The payout ratio for the period was 76.3 percent.
Leverage remains a major concern for this small producer. Hold.
Precious Metals & Mining Trust’s (TSX: MMP-U, OTC: PMMTF) manager, Sentry Investments Inc, announced on June 27, 2013, that Precious Metals & Mining’s monthly cash distribution “will be changed” from CAD0.07 per unit to CAD0.035 per unit.
This 50 percent cut became effective with the Aug. 15, 2013, payment to unitholders of record on July 31, 2013, and will remain at this level until further guidance is provided by Sentry.
The Sentry board made the move “given the current environment for gold mining equities,” which comprise the bulk of Precious Metals & Mining’s portfolio.
The price of bullion increased more than five-fold from 2003 to 2011. But major gold mining companies generated little to no free cash flow. And they’re likely to generate negative free cash over the next several years. Sell.
Ten Peaks Coffee Company Inc (TSX: TPK, OTC: SWSSF) posted a 24.8 percent increase in second-quarter sales to CAD16 million, while EBITDA surged 83.1 percent to CAD2.5 million.
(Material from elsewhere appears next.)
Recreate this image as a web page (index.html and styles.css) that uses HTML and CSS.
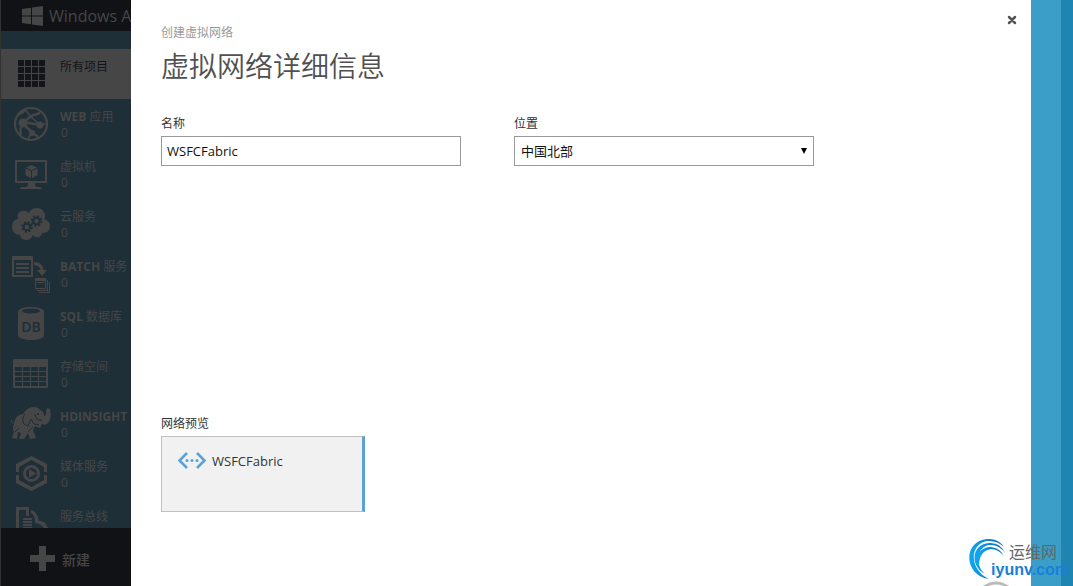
FILE: index.html
```html
<!DOCTYPE html>
<html lang="zh-CN">
<head>
    <meta charset="UTF-8">
    <meta name="viewport" content="width=device-width, initial-scale=1.0">
    <title>创建虚拟网络</title>
    <link rel="stylesheet" href="styles.css">
</head>
<body>
    <aside class="sidebar">
        <div class="brand">
            <svg class="brand-logo" viewBox="0 0 21 20" aria-hidden="true">
                <path d="M0 3L9 1.7V9.4H0zM10 1.5L21 0V9.4H10zM0 10.5H9V18.2L0 17zM10 10.5H21V20L10 18.4z"/>
            </svg>
            <span>Windows A</span>
        </div>

        <nav class="nav">
            <a href="#" class="nav-item active">
                <svg class="nav-icon" viewBox="0 0 40 40" aria-hidden="true">
                    <path d="M7 6h6v6H7zm7 0h6v6h-6zm7 0h6v6h-6zm7 0h6v6h-6zM7 13h6v6H7zm7 0h6v6h-6zm7 0h6v6h-6zm7 0h6v6h-6zM7 20h6v6H7zm7 0h6v6h-6zm7 0h6v6h-6zm7 0h6v6h-6zM7 27h6v6H7zm7 0h6v6h-6zm7 0h6v6h-6zm7 0h6v6h-6z"/>
                </svg>
                <span class="nav-text"><span>所有项目</span></span>
            </a>
            <a href="#" class="nav-item">
                <svg class="nav-icon" viewBox="0 0 40 40" aria-hidden="true">
                    <circle cx="20" cy="20" r="16" fill="none" stroke="currentColor" stroke-width="2.2"/>
                    <path d="M12 19L20 12L29 9M12 18L29 21M12 20L21 28L27 33M12 19Q8 25 10 31" fill="none" stroke="currentColor" stroke-width="2.4"/>
                    <path d="M14 5L19 12L29 21L35 20M21 28L17 35" fill="none" stroke="currentColor" stroke-width="1.6"/>
                    <circle cx="12" cy="19" r="4.500"/>
                    <circle cx="29" cy="21" r="3.500"/>
                    <circle cx="21" cy="29" r="3"/>
                    <path d="M5 13Q8 5 16 4L13 9Q8 11 5 15z"/>
                </svg>
                <span class="nav-text"><span><b>WEB</b> 应用</span><span class="count">0</span></span>
            </a>
            <a href="#" class="nav-item">
                <svg class="nav-icon" viewBox="0 0 40 40" aria-hidden="true">
                    <path fill-rule="evenodd" d="M5 6h30q1 0 1 1v21q0 1-1 1H5q-1 0-1-1V7q0-1 1-1zm1 2v19h28V8z"/>
                    <path d="M17 29h7v3l2 1h2q3 0 3 2H9q0-2 3-2h3l2-1z"/>
                    <path d="M20.500 11l5.500 2.500l-5.500 2.700L15 13.500zM14.500 14.400l5.500 2.700v6.900l-5.500-2.700zM26.500 14.400L21 17.100V24l5.500-2.700z"/>
                </svg>
                <span class="nav-text"><span>虚拟机</span><span class="count">0</span></span>
            </a>
            <a href="#" class="nav-item">
                <svg class="nav-icon" viewBox="0 0 40 40" aria-hidden="true">
                    <path d="M7 15Q5 8 11 7Q15 6 18 9Q20 4 26 4Q33 4 34 12Q34 14 33 15Q39 17 39 22Q39 28 33 29H31Q30 34 25 33Q23 33 22 31Q20 36 15 36Q10 36 9 31Q1 30 1 23Q1 16 7 15z"/>
                    <g class="cutout">
                        <circle cx="16" cy="23" r="3.200" stroke-width="2"/>
                        <circle cx="16" cy="23" r="4.800" stroke-width="2" stroke-dasharray="2 1.770"/>
                        <circle cx="25.500" cy="17" r="3.200" stroke-width="2"/>
                        <circle cx="25.500" cy="17" r="4.800" stroke-width="2" stroke-dasharray="2 1.770"/>
                    </g>
                </svg>
                <span class="nav-text"><span>云服务</span><span class="count">0</span></span>
            </a>
            <a href="#" class="nav-item">
                <svg class="nav-icon" viewBox="0 0 40 40" aria-hidden="true">
                    <path fill-rule="evenodd" d="M2 2h19q1 0 1 1v19q0 1-1 1H2q-1 0-1-1V3q0-1 1-1zm1 4v15h17V6z"/>
                    <path d="M5 9h13v2H5zM5 13h13v2H5zM5 17h13v2H5z"/>
                    <path d="M23 8q9 0 9.500 8H36l-5 6l-5-6h3.500q0-4-6.500-5z"/>
                    <path fill-rule="evenodd" d="M24 24h11v11H24zm1 3v7h9v-7zM26 28h7v1h-7zM36 26h1v11H26v-1h10zM38 28h1v11H28v-1h10z"/>
                </svg>
                <span class="nav-text"><span><b>BATCH</b> 服务</span><span class="count">0</span></span>
            </a>
            <a href="#" class="nav-item">
                <svg class="nav-icon" viewBox="0 0 40 40" aria-hidden="true">
                    <path d="M7 8C7 1.300 33 1.300 33 8V31C33 37.700 7 37.700 7 31z"/>
                    <ellipse class="hole" cx="20" cy="7" rx="9" ry="2.500"/>
                    <text class="db-text" x="20" y="28" text-anchor="middle">DB</text>
                </svg>
                <span class="nav-text"><span><b>SQL</b> 数据库</span><span class="count">0</span></span>
            </a>
            <a href="#" class="nav-item">
                <svg class="nav-icon" viewBox="0 0 40 40" aria-hidden="true">
                    <path fill-rule="evenodd" d="M3 5h33q1 0 1 1v27q0 1-1 1H3q-1 0-1-1V6q0-1 1-1zM4 13v4h7v-4zm8 0v4h7v-4zm8 0v4h7v-4zm8 0v4h7v-4zM4 18v4h7v-4zm8 0v4h7v-4zm8 0v4h7v-4zm8 0v4h7v-4zM4 23v4h7v-4zm8 0v4h7v-4zm8 0v4h7v-4zm8 0v4h7v-4zM4 28v4h7v-4zm8 0v4h7v-4zm8 0v4h7v-4zm8 0v4h7v-4z"/>
                </svg>
                <span class="nav-text"><span>存储空间</span><span class="count">0</span></span>
            </a>
            <a href="#" class="nav-item">
                <svg class="nav-icon" viewBox="0 0 40 40" aria-hidden="true">
                    <path d="M1 14L0 18Q1 20 3 19Q4 11 12 10Q16 3 23 3Q27 3 29 6Q33 7 33 12Q35 12 35 8L36 4L39 5Q41 15 37 19Q35 22 31 20L29 24L24 22L22 26L25 34L19 35L17 29L13 35H8L10 29L7 28L6 35L1 34L3 28Q1 23 3 20L1 18z"/>
                    <path class="cutout" d="M14 10Q10 15 13 20L17 22L20 15L23 20L28 21M24 10Q24 14 27 16L31 16M4 28L8 24M17 28L22 23" stroke-width="1"/>
                    <circle class="hole" cx="27" cy="10" r="1"/>
                </svg>
                <span class="nav-text"><b>HDINSIGHT</b><span class="count">0</span></span>
            </a>
            <a href="#" class="nav-item">
                <svg class="nav-icon" viewBox="0 0 40 40" aria-hidden="true">
                    <path d="M5 18V10L20.500 2L36 10V18H33V13L20.500 6L8 13V18zM5 21V29L20.500 37L36 29V21H33V26L20.500 33L8 26V21z"/>
                    <circle cx="20.500" cy="19.500" r="7" fill="none" stroke="currentColor" stroke-width="3"/>
                    <path d="M18 15L25 19.500L18 24z"/>
                </svg>
                <span class="nav-text"><span>媒体服务</span><span class="count">0</span></span>
            </a>
            <a href="#" class="nav-item">
                <svg class="nav-icon" viewBox="0 0 40 40" aria-hidden="true">
                    <path d="M5 3H18V12H15V6H8V34H5z"/>
                    <path d="M12 14h9v2h-9zM12 17h9v2h-9zM12 20h9v2h-9zM12 23h9v2h-9z"/>
                    <path d="M20 6Q26 7 28 17Q34 16 37 24H33Q31 21 28 20Q25 20 24 18Q24 11 20 9z"/>
                </svg>
                <span class="nav-text"><span>服务总线</span></span>
            </a>
        </nav>

        <button type="button" class="btn-new">
            <svg class="plus-icon" viewBox="0 0 25 25" aria-hidden="true">
                <path d="M9 0h7v9h9v7h-9v9H9v-9H0V9h9z"/>
            </svg>
            <span>新建</span>
        </button>
    </aside>

    <main class="dialog">
        <button type="button" class="btn-close" aria-label="关闭">
            <svg viewBox="0 0 10 10" aria-hidden="true">
                <path d="M2 2L8 8M8 2L2 8"/>
            </svg>
        </button>

        <p class="subtitle">创建虚拟网络</p>
        <h1>虚拟网络详细信息</h1>

        <form class="form">
            <div class="form-group">
                <label for="name">名称</label>
                <input type="text" id="name" value="WSFCFabric">
            </div>
            <div class="form-group">
                <label for="location">位置</label>
                <div class="select-wrap">
                    <select id="location">
                        <option>中国北部</option>
                    </select>
                </div>
            </div>
        </form>

        <section class="preview">
            <h2>网络预览</h2>
            <div class="preview-card">
                <svg class="network-icon" viewBox="0 0 28 18" aria-hidden="true">
                    <path d="M9 1L1.500 8.500L9 16M19 1L26.500 8.500L19 16"/>
                    <circle cx="9" cy="8.500" r="1.500"/>
                    <circle cx="14" cy="8.500" r="1.500"/>
                    <circle cx="19" cy="8.500" r="1.500"/>
                </svg>
                <span>WSFCFabric</span>
            </div>
        </section>
    </main>

    <div class="strip"></div>
    <div class="strip-dark"></div>

    <!-- site badge over the lower right corner -->
    <div class="badge">
        <svg class="badge-logo" viewBox="0 0 42 48" aria-hidden="true">
            <defs>
                <linearGradient id="swirl" x1="0" y1="0" x2="1" y2="0">
                    <stop offset="0" stop-color="#10a8f0"/>
                    <stop offset="1" stop-color="#0868b8"/>
                </linearGradient>
            </defs>
            <path fill="url(#swirl)" d="M20 41C-6 37-6 3 18 1Q29 0 35 9Q28 2 18 3C0 6 0 32 20 41z"/>
            <path fill="url(#swirl)" d="M16 36C0 27 3 6 20 5Q31 4 36 15Q30 6 20 7C8 9 5 26 16 36z"/>
            <path fill="url(#swirl)" d="M10 28C5 17 12 9 22 9Q31 10 35 18Q29 11 22 11Q10 13 10 28z"/>
            <path class="badge-ring" d="M15 49Q27 41 39 49"/>
        </svg>
        <div class="badge-text">
            <span class="badge-name">运维网</span>
            <span class="badge-site">iyunv.com</span>
        </div>
    </div>
</body>
</html>
```

FILE: styles.css
```css
:root {
    --side-bg: #1e2f38;
    --side-dark: #111216;
    --side-text: #464646;
    --accent: #59a2d9;
}

* {
    box-sizing: border-box;
}

body {
    display: flex;
    height: 100vh;
    margin: 0;
    overflow: hidden;
    background-color: white;
    color: #333;
    font-family: "Open Sans", "Noto Sans CJK SC", sans-serif;
    font-size: 12px;
    line-height: 16px;
}

button, input, select {
    font-family: inherit;
}

svg {
    flex: none;
    fill: currentColor;
}

/* Sidebar */
.sidebar {
    display: flex;
    flex-direction: column;
    flex: none;
    width: 131px;
    overflow: hidden;
    border-left: 1px solid #333;
    background-color: var(--side-bg);
    color: var(--side-text);
}

.brand {
    display: flex;
    align-items: center;
    flex: none;
    gap: 6px;
    height: 31px;
    padding-left: 21px;
    background-color: var(--side-dark);
    font-size: 16px;
    white-space: nowrap;
}

.brand-logo {
    width: 21px;
    height: 20px;
}

.nav {
    flex: 1;
    min-height: 0;
    padding-top: 18px;
    overflow: hidden;
}

.nav-item {
    display: flex;
    gap: 9px;
    height: 50px;
    padding-left: 10px;
    color: inherit;
    text-decoration: none;
    white-space: nowrap;
}

.nav-item.active {
    background-color: #464646;
    color: #14151a;
}

.nav-icon {
    width: 40px;
    height: 40px;
    margin-top: 5px;
}

.nav-text {
    display: flex;
    flex-direction: column;
    padding-top: 10px;
}

.nav-text b {
    font-weight: 700;
}

.count {
    padding-left: 1px;
}

.cutout {
    fill: none;
    stroke: var(--side-bg);
}

.hole {
    fill: var(--side-bg);
}

.db-text {
    fill: var(--side-bg);
    font-size: 14px;
    font-weight: 600;
}

.btn-new {
    display: flex;
    align-items: center;
    flex: none;
    gap: 7px;
    height: 58px;
    padding: 3px 0 0 29px;
    border: none;
    background-color: var(--side-dark);
    color: var(--side-text);
    font-size: 14px;
    font-weight: 500;
}

.plus-icon {
    width: 25px;
    height: 25px;
}

/* Dialog */
.dialog {
    position: relative;
    flex: 1;
    padding: 25px 30px;
}

.btn-close {
    position: absolute;
    top: 11px;
    right: 10px;
    width: 18px;
    height: 18px;
    padding: 4px;
    border: none;
    background: none;
}

.btn-close svg {
    display: block;
    fill: none;
    stroke: #555;
    stroke-width: 2.5;
    stroke-linecap: round;
}

.subtitle {
    margin: 0;
    color: #999;
}

h1 {
    margin: 7px 0 32px;
    color: #505050;
    font-size: 28px;
    font-weight: 350;
    line-height: 36px;
}

.form {
    display: flex;
    gap: 53px;
}

.form-group {
    flex: 0 1 300px;
}

label {
    display: block;
    margin-bottom: 4px;
}

input, select {
    display: block;
    width: 100%;
    height: 30px;
    padding: 0 5px;
    border: 1px solid #999;
    border-radius: 0;
    background-color: white;
    color: #111;
    font-size: 13px;
}

select {
    padding: 0 6px;
    appearance: none;
}

.select-wrap {
    position: relative;
}

.select-wrap::after {
    content: "";
    position: absolute;
    top: 12px;
    right: 7px;
    border: 3px solid transparent;
    border-top: 6px solid black;
    border-bottom: none;
    pointer-events: none;
}

.preview {
    margin-top: 250px;
}

h2 {
    margin: 0 0 4px;
    font-size: 12px;
    font-weight: 400;
}

.preview-card {
    display: flex;
    align-items: flex-start;
    gap: 6px;
    width: 204px;
    height: 76px;
    padding: 15px 16px;
    border: 1px solid #c0c0c0;
    border-right: 3px solid var(--accent);
    background-color: #f1f1f1;
    font-size: 13px;
    line-height: 18px;
}

.network-icon {
    width: 28px;
    height: 18px;
    color: var(--accent);
}

.network-icon path {
    fill: none;
    stroke: currentColor;
    stroke-width: 2.6;
}

/* Right edge */
.strip {
    flex: none;
    width: 30px;
    background-color: #3a9ec9;
}

.strip-dark {
    flex: none;
    width: 12px;
    background-color: #2084b0;
}

.badge {
    position: absolute;
    right: 4px;
    bottom: 0;
    display: flex;
    height: 48px;
}

.badge-logo {
    width: 42px;
    height: 48px;
}

.badge-ring {
    fill: none;
    stroke: #bbb;
    stroke-width: 3;
}

.badge-text {
    display: flex;
    flex-direction: column;
    align-items: flex-end;
    margin-left: -20px;
    padding-top: 5px;
}

.badge-name {
    padding-right: 12px;
    color: #666;
    font-size: 16px;
    line-height: 18px;
}

.badge-site {
    color: #1880d8;
    font-family: "Liberation Sans", sans-serif;
    font-size: 16px;
    font-weight: 700;
    line-height: 18px;
}
```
Processing volumes were up 18 percent, driven by a 54 percent increase in sales to specialty regional customers and 4 percent growth in sales to large national accounts.
The payout ratio for the period was 104.2 percent. Hold.
Zargon Oil & Gas Ltd (TSX: ZAR, OTC: ZARFF) reported an 11.2 percent decline in second-quarter production to 6,558 boe/d, while FFO per share were down 26.4 percent to CAD0.39 on higher royalties and increased operating costs.
Management raised its third-quarter oil production forecast but cut its gas estimate.
The production trend, though it stems from asset sales, is worrisome, particularly for a relatively small company so susceptible to commodity-price movements.
Management maintained the CAD0.06 monthly dividend rate for October, as the payout ratio for the period was just 46.2 percent. Hold.